The politics of President Obama’s new U.S. policy towards Cuba does not fall neatly along partisan lines. Plenty of Republicans and the U.S. Chamber of Commerce are celebrating the White House’s announcement, while a handful of Democrats, most notably Sen. Bob Menendez (D-N.J.), aren’t at all pleased.

But among all critics, few have been as vocal and visible today as Sen. Marco Rubio (R-Fla.), who’s been apoplectic about the administration’s breakthrough. That’s not unexpected, though the far-right senator’s complaints seem deeply flawed and poorly thought out.

In an official written statement, for example, the Florida Republican called the White House’s shift “inexplicable.”

“While business interests seeking to line their pockets, aided by the editorial page of The New York Times, have begun a significant campaign to paper over the facts about the regime in Havana, the reality is clear.”

It almost sounds as if Rubio thinks “business interests” – in this case, farmers and Rubio’s allies at the U.S. Chamber of Commerce – should accept limits on free enterprise, even as other countries trade with an American neighbor. Doesn’t the senator usually see “business interests” as “job creators”?

“But most importantly, the regime’s brutal treatment of the Cuban people has continued unabated. Dissidents are harassed, imprisoned and even killed. Access to information is restricted and controlled by the regime.”

Right, and that’s after 54 years of the exact same U.S. policy. How many more decades of a failed policy would Rubio recommend to improve the conditions of the Cuban people?
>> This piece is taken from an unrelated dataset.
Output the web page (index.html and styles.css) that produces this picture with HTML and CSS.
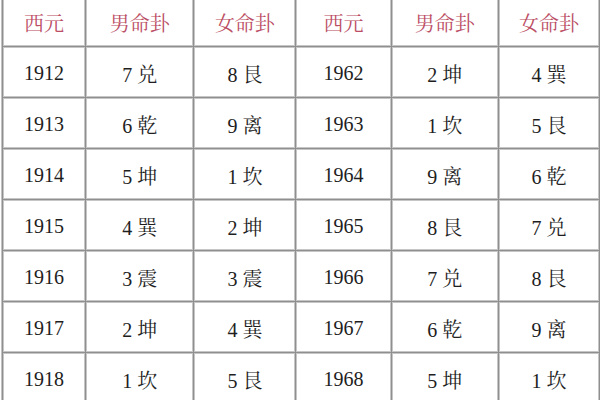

Isn’t it at least possible that Cubans will benefit better relations and expanded opportunities with the United States?

Rubio later said Obama’s moves “will tighten” the Castro regime’s grip on power “for decades.” I suppose that’s possible, but my follow-up question for the senator is simple: hasn’t the Castro regime already had a tight grip on power for decades? Has the old, ineffective U.S. policy weakened that grip in any way whatsoever?

Rubio then raised concerns that normalized relations won’t address Cuba’s human rights record, which is an odd argument coming from a senator who was defending torture just last week.

The senator saved some of his most striking material for Fox News.

“At minimum, Barack Obama is the worst negotiator that we’ve had as president since at least Jimmy Carter, and maybe in the modern history of the country.”

Didn’t Jimmy Carter negotiate the Camp David Accords, one of the most sensitive and successful diplomatic endeavors of this generation? Couldn’t Rubio think of a less ridiculous comparison?

As if all of this wasn’t quite enough, the Floridian decided it’d also be a good idea to lecture the Pope.

Florida Sen. Marco Rubio (R) torched President Barack Obama’s new policy aimed at normalizing U.S. diplomatic relations with Cuba on Wednesday, and addressed Pope Francis’ support for the president’s move.

“My understanding is that the influence that His Holiness had was on the release of Mr. [Alan] Gross, which I’ve not criticized. As I said, I’m happy that he’s with the Cuban people [sic]. I would also ask His Holiness to take up the cause of freedom and democracy, which is critical for a free people — for a people to truly be free,” Rubio, a Catholic whose parents immigrated from Cuba to flee the Castro regime, told reporters.

Look, I realize that foreign policy obviously isn’t Marco Rubio’s strong suit. In September, when he called for a “permanent” U.S. troop presence in the Middle East, his entire argument seemed quite foolish. A month later, Rubio urged President Obama to follow a specific course against Islamic State militants, and then he complained bitterly when Obama did exactly what the senator suggested.

If Rubio is going to make this the centerpiece of a national campaign, he’s going to need a more persuasive pitch.